TASK DESCRIPTION | Without omitting anything, return the records precisely as given.

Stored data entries
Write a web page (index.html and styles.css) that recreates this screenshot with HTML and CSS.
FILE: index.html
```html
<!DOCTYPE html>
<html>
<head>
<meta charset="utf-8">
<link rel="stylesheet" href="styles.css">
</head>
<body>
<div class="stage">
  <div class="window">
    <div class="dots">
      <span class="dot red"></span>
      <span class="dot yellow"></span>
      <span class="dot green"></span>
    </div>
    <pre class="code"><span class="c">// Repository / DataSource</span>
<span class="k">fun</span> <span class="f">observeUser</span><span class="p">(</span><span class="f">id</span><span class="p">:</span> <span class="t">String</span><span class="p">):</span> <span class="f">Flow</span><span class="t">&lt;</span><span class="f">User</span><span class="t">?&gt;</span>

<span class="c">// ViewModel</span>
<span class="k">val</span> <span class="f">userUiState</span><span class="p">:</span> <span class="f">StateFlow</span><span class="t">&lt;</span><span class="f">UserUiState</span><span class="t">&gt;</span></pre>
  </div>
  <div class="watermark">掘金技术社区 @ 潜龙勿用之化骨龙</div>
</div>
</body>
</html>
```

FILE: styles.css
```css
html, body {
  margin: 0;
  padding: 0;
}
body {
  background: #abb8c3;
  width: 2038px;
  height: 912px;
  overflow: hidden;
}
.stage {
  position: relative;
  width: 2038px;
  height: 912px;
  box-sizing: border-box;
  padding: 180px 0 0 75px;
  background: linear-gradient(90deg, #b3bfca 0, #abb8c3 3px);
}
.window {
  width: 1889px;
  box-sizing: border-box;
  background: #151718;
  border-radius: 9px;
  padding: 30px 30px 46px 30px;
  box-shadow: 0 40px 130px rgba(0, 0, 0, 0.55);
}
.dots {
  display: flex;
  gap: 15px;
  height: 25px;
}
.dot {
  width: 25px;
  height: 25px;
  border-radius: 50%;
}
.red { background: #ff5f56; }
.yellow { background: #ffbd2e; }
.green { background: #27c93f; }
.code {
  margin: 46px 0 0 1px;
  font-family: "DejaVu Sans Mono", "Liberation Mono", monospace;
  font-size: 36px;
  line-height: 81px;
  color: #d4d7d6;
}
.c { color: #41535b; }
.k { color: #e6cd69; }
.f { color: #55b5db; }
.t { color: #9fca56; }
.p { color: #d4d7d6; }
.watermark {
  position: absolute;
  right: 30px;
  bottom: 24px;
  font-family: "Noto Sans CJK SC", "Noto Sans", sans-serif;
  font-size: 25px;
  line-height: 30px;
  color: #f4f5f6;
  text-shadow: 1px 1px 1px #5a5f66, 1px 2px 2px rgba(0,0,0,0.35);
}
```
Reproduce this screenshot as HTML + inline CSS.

OUTPUT BELOW |
Write a web page (index.html and styles.css) that recreates this screenshot with HTML and CSS.
FILE: index.html
```html
<!DOCTYPE html>
<html>
<head>
<meta charset="utf-8">
<link rel="stylesheet" href="styles.css">
</head>
<body>
<div class="stage">
  <div class="window">
    <div class="dots">
      <span class="dot red"></span>
      <span class="dot yellow"></span>
      <span class="dot green"></span>
    </div>
    <pre class="code"><span class="c">// Repository / DataSource</span>
<span class="k">fun</span> <span class="f">observeUser</span><span class="p">(</span><span class="f">id</span><span class="p">:</span> <span class="t">String</span><span class="p">):</span> <span class="f">Flow</span><span class="t">&lt;</span><span class="f">User</span><span class="t">?&gt;</span>

<span class="c">// ViewModel</span>
<span class="k">val</span> <span class="f">userUiState</span><span class="p">:</span> <span class="f">StateFlow</span><span class="t">&lt;</span><span class="f">UserUiState</span><span class="t">&gt;</span></pre>
  </div>
  <div class="watermark">掘金技术社区 @ 潜龙勿用之化骨龙</div>
</div>
</body>
</html>
```

FILE: styles.css
```css
html, body {
  margin: 0;
  padding: 0;
}
body {
  background: #abb8c3;
  width: 2038px;
  height: 912px;
  overflow: hidden;
}
.stage {
  position: relative;
  width: 2038px;
  height: 912px;
  box-sizing: border-box;
  padding: 180px 0 0 75px;
  background: linear-gradient(90deg, #b3bfca 0, #abb8c3 3px);
}
.window {
  width: 1889px;
  box-sizing: border-box;
  background: #151718;
  border-radius: 9px;
  padding: 30px 30px 46px 30px;
  box-shadow: 0 40px 130px rgba(0, 0, 0, 0.55);
}
.dots {
  display: flex;
  gap: 15px;
  height: 25px;
}
.dot {
  width: 25px;
  height: 25px;
  border-radius: 50%;
}
.red { background: #ff5f56; }
.yellow { background: #ffbd2e; }
.green { background: #27c93f; }
.code {
  margin: 46px 0 0 1px;
  font-family: "DejaVu Sans Mono", "Liberation Mono", monospace;
  font-size: 36px;
  line-height: 81px;
  color: #d4d7d6;
}
.c { color: #41535b; }
.k { color: #e6cd69; }
.f { color: #55b5db; }
.t { color: #9fca56; }
.p { color: #d4d7d6; }
.watermark {
  position: absolute;
  right: 30px;
  bottom: 24px;
  font-family: "Noto Sans CJK SC", "Noto Sans", sans-serif;
  font-size: 25px;
  line-height: 30px;
  color: #f4f5f6;
  text-shadow: 1px 1px 1px #5a5f66, 1px 2px 2px rgba(0,0,0,0.35);
}
```
Reproduce this screenshot as HTML + inline CSS.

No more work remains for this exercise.